Mohamed Abdiwahab / AFP file

This file picture taken on Sept. 12, 2012 shows the Jazeera hotel in Mogadishu as AMISOM (African Union Mission in Somalia) forces stand guard after a bomb exploded.

The United States deployed a small team of military advisers to be based in Somalia for the first time in more than 20 years.

The team, called the Mogadishu Coordination Cell, began moving in quietly in October and was fully operational by mid-December. The advisers will work with the African Union Mission In Somalia (AMISOM) to help the Somali military plan and coordinate operations against the al Qaeda-linked militant group al Shabab, according to a senior defense official.

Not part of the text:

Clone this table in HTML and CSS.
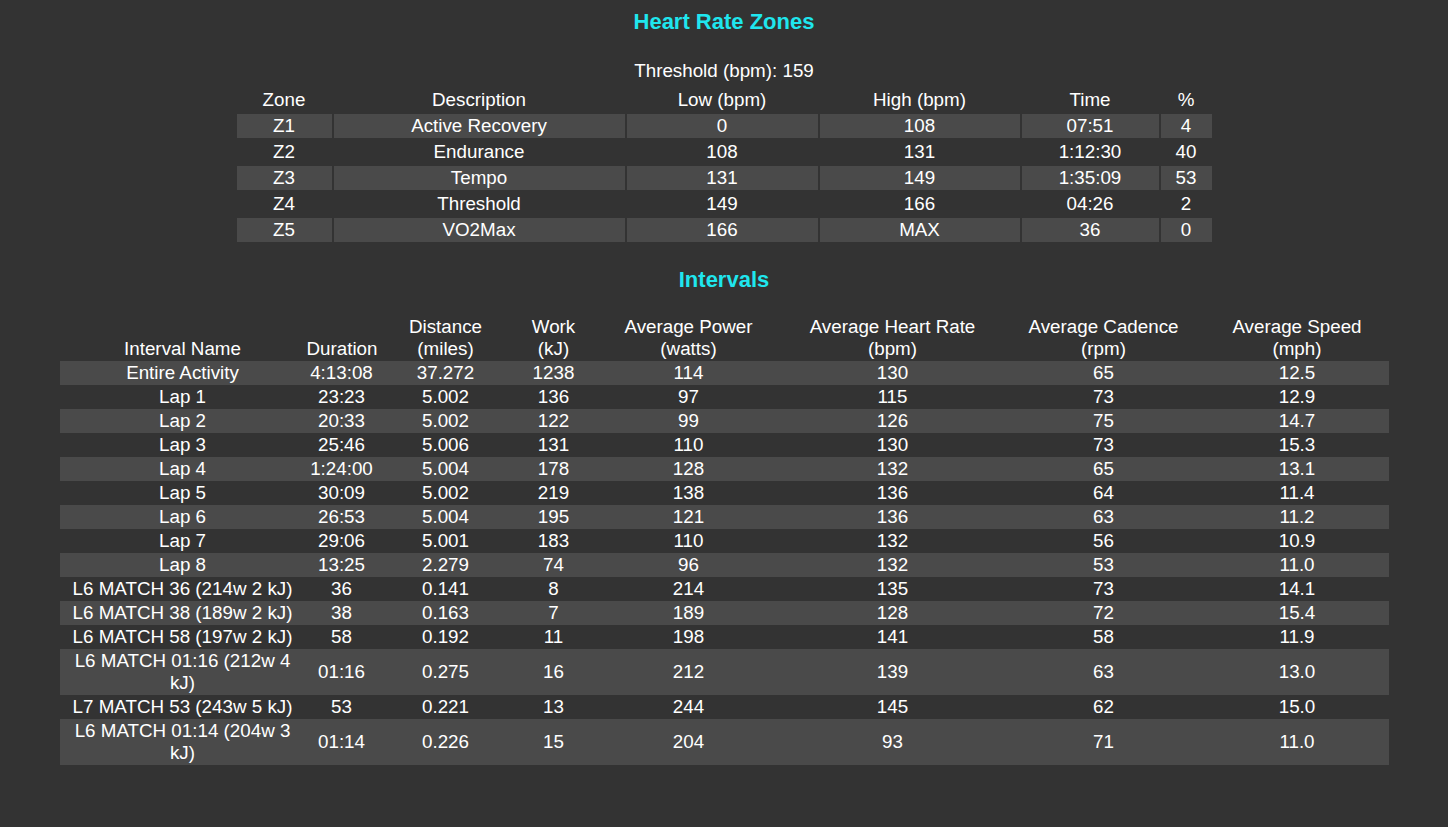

This is the first time the United States has had military personnel stationed in Mogadishu since the 1993 operation known as "Black Hawk Down," in which 18 American troops were killed when helicopters were shot down by militants.

"This is a good thing," a senior defense official said, adding that this is another step toward the Somali government getting stronger and more organized.

In its current form, the Mogadishu cell is made up of three soldiers. There are no current plans to increase the size of the cell.

"The U.S. has established a military coordination cell in Somalia to provide planning and advisory support to the African Union Mission in Somalia (AMISOM) and Somali security forces to increase their capabilities and promote peace and security throughout Somalia and the region. The MCC was established in October and is now fully operational," said Col. Tom Davis, spokesman for Africa Command.